▶ The problem:
Each line from the top of the listing through the one holding "const cols = ['A', 'B', 'C', 'D', 'E'];" should be restated word for word, with nothing added and no pictures.

▶ Supplied data:
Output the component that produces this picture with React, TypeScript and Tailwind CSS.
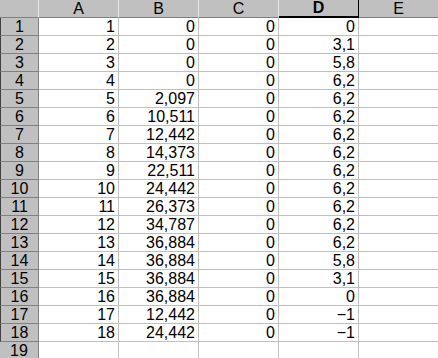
import React from 'react';

const cols = ['A', 'B', 'C', 'D', 'E'];

const rows: string[][] = [
  ['1', '0', '0', '0'],
  ['2', '0', '0', '3,1'],
  ['3', '0', '0', '5,8'],
  ['4', '0', '0', '6,2'],
  ['5', '2,097', '0', '6,2'],
  ['6', '10,511', '0', '6,2'],
  ['7', '12,442', '0', '6,2'],
  ['8', '14,373', '0', '6,2'],
  ['9', '22,511', '0', '6,2'],
  ['10', '24,442', '0', '6,2'],
  ['11', '26,373', '0', '6,2'],
  ['12', '34,787', '0', '6,2'],
  ['13', '36,884', '0', '6,2'],
  ['14', '36,884', '0', '5,8'],
  ['15', '36,884', '0', '3,1'],
  ['16', '36,884', '0', '0'],
  ['17', '12,442', '0', '−1'],
  ['18', '24,442', '0', '−1'],
  ['', '', '', ''],
];

const App: React.FC = () => {
  return (
    <div className="w-[438px] h-[358px] overflow-hidden bg-white font-['Liberation_Sans',Arial,sans-serif] text-[16px] leading-none text-black">
      {/* column headers */}
      <div className="flex h-[18px]">
        <div className="w-[39px] shrink-0 bg-[#c0c0c0] border-r border-r-[#e8e8e8] border-b border-b-[#808080]" />
        {cols.map((c) => (
          <div
            key={c}
            className={`w-[80px] shrink-0 bg-[#c0c0c0] flex items-center justify-center border-r border-b ${
              c === 'D' ? 'font-bold border-r-black border-b-black border-b-2' : 'border-r-[#e8e8e8] border-b-[#808080]'
            }`}
          >
            {c}
          </div>
        ))}
      </div>

      {rows.map((r, i) => (
        <div key={i} className="flex h-[18px]">
          <div
            className={`w-[39px] shrink-0 bg-[#c0c0c0] flex items-center justify-center border-b border-b-[#808080] border-r border-r-[#808080] ${
              i < 18 ? 'border-l border-l-[#404040]' : ''
            }`}
          >
            {i + 1}
          </div>
          {[0, 1, 2, 3, 4].map((j) => (
            <div
              key={j}
              className="w-[80px] shrink-0 flex items-center justify-end pr-[3px] border-r border-b border-[#c0c0c0]"
            >
              {r[j] ?? ''}
            </div>
          ))}
        </div>
      ))}
    </div>
  );
};

export default App;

▶ Answer to this problem:
Output the component that produces this picture with React, TypeScript and Tailwind CSS.
import React from 'react';

const cols = ['A', 'B', 'C', 'D', 'E'];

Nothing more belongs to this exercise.